1. Scene Detection Sensitivity

Files: meetus/frame_extractor.py, process_meeting.py, meetus/workflow.py

  • Lowered default threshold: 30.015.0 (more sensitive for clean UIs)
  • Added --scene-threshold CLI argument (0-100, lower = more sensitive)
  • Added threshold to manifest for tracking
  • Updated docstring with usage guidelines:
    • 15.0: Good for clean UIs like Zed
    • 20-30: Busy UIs like VS Code
    • 5-10: Very subtle changes

2. JPEG Quality Improvements

Files: meetus/frame_extractor.py

  • Interval extraction: Added cv2.IMWRITE_JPEG_QUALITY, 95 (line 60)
  • Scene detection: Added -q:v 2 to FFmpeg (best quality, line 94)

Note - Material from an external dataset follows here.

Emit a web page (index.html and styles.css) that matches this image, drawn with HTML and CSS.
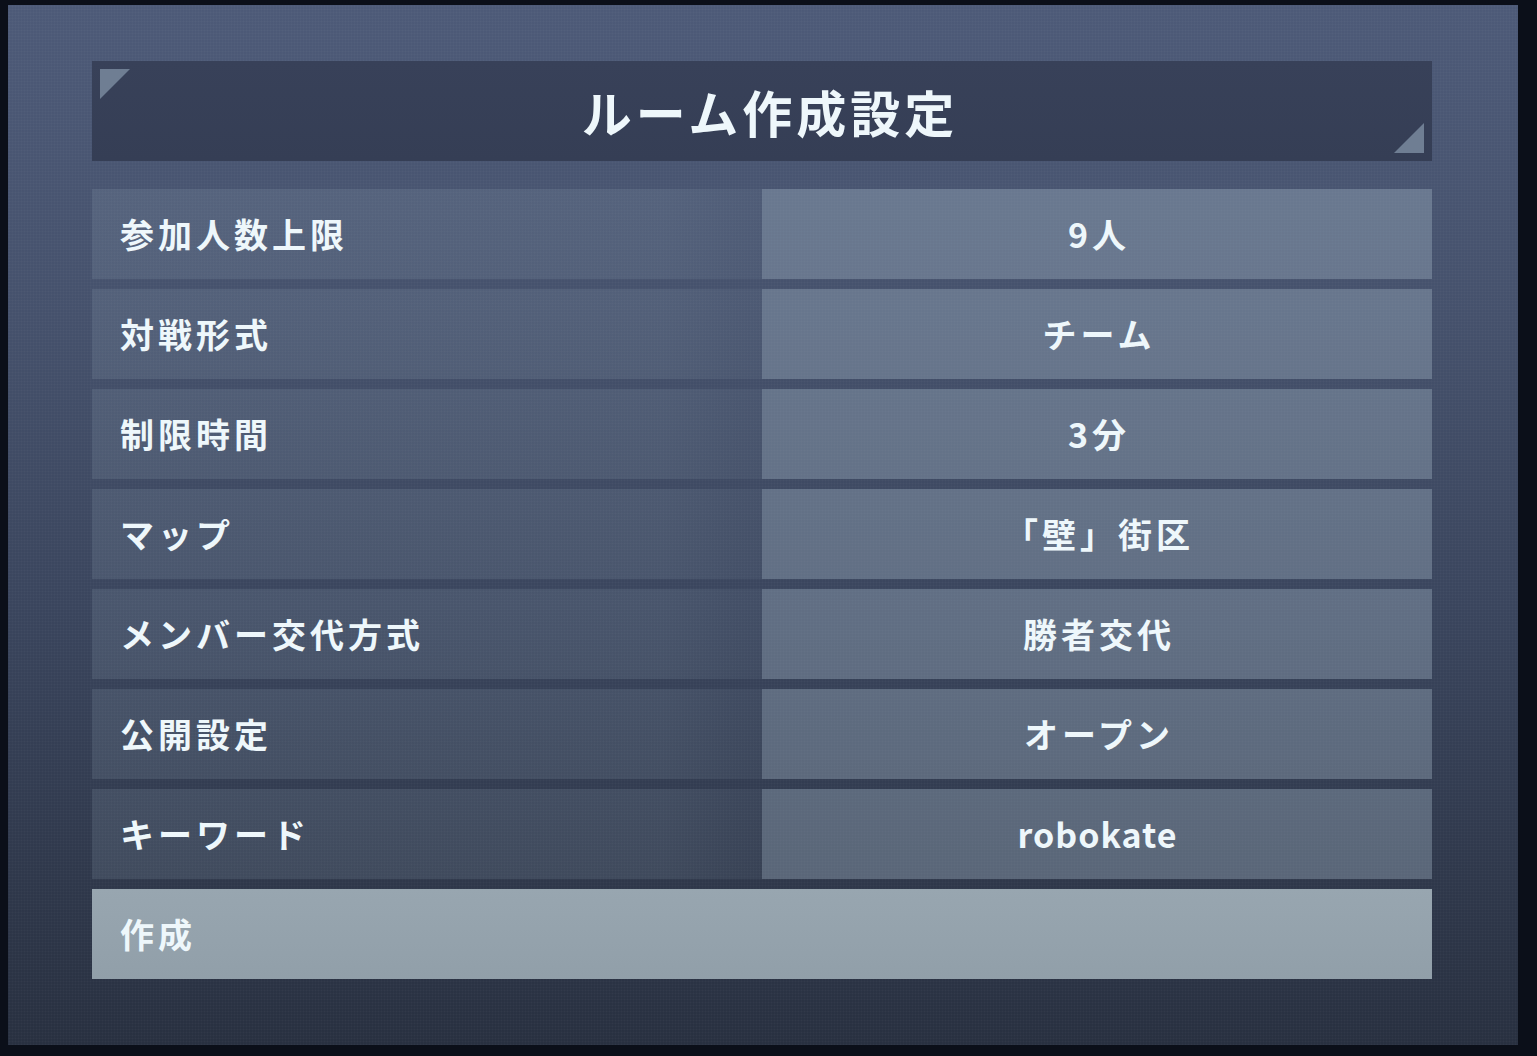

3. Migration to ffmpeg-python

Files: meetus/frame_extractor.py, requirements.txt

  • Replaced subprocess.run() with ffmpeg-python library
  • Cleaner, more Pythonic API
  • Better error handling with ffmpeg.Error
  • Added to requirements.txt

4. Granular Cache Control

Files: process_meeting.py, meetus/workflow.py, meetus/cache_manager.py

Added three new flags for selective cache invalidation:

  • --skip-cache-frames: Regenerate frames (useful when tuning scene threshold)
  • --skip-cache-whisper: Rerun whisper transcription
  • --skip-cache-analysis: Rerun OCR/vision analysis

Key design:

  • --no-cache: Still works as before (new directory + regenerate everything)
  • New flags: Reuse existing output directory but selectively invalidate caches
  • Frames are cleaned up when regenerating to avoid stale data

Typical Workflow

# First run - generate everything including whisper (expensive, once)
python process_meeting.py samples/video.mkv --run-whisper --scene-detection --use-vision

# Iterate on scene threshold without re-running whisper
python process_meeting.py samples/video.mkv --scene-detection --scene-threshold 10 --use-vision --skip-cache-frames --skip-cache-analysis

# Try even more sensitive
python process_meeting.py samples/video.mkv --scene-detection --scene-threshold 5 --use-vision --skip-cache-frames --skip-cache-analysis

Notes

  • Whisper is the most expensive and reliable step → always cache it during iteration
  • Scene detection needs tuning per UI style (Zed vs VS Code)
  • Vision analysis should regenerate when frames change
  • Walking through code (file switches, scrolling) should trigger scene changes

Files Modified

  • meetus/frame_extractor.py - Scene threshold, quality, ffmpeg-python
  • meetus/workflow.py - Cache flags, frame cleanup
  • meetus/cache_manager.py - Granular cache checks
  • process_meeting.py - CLI arguments
  • requirements.txt - Added ffmpeg-python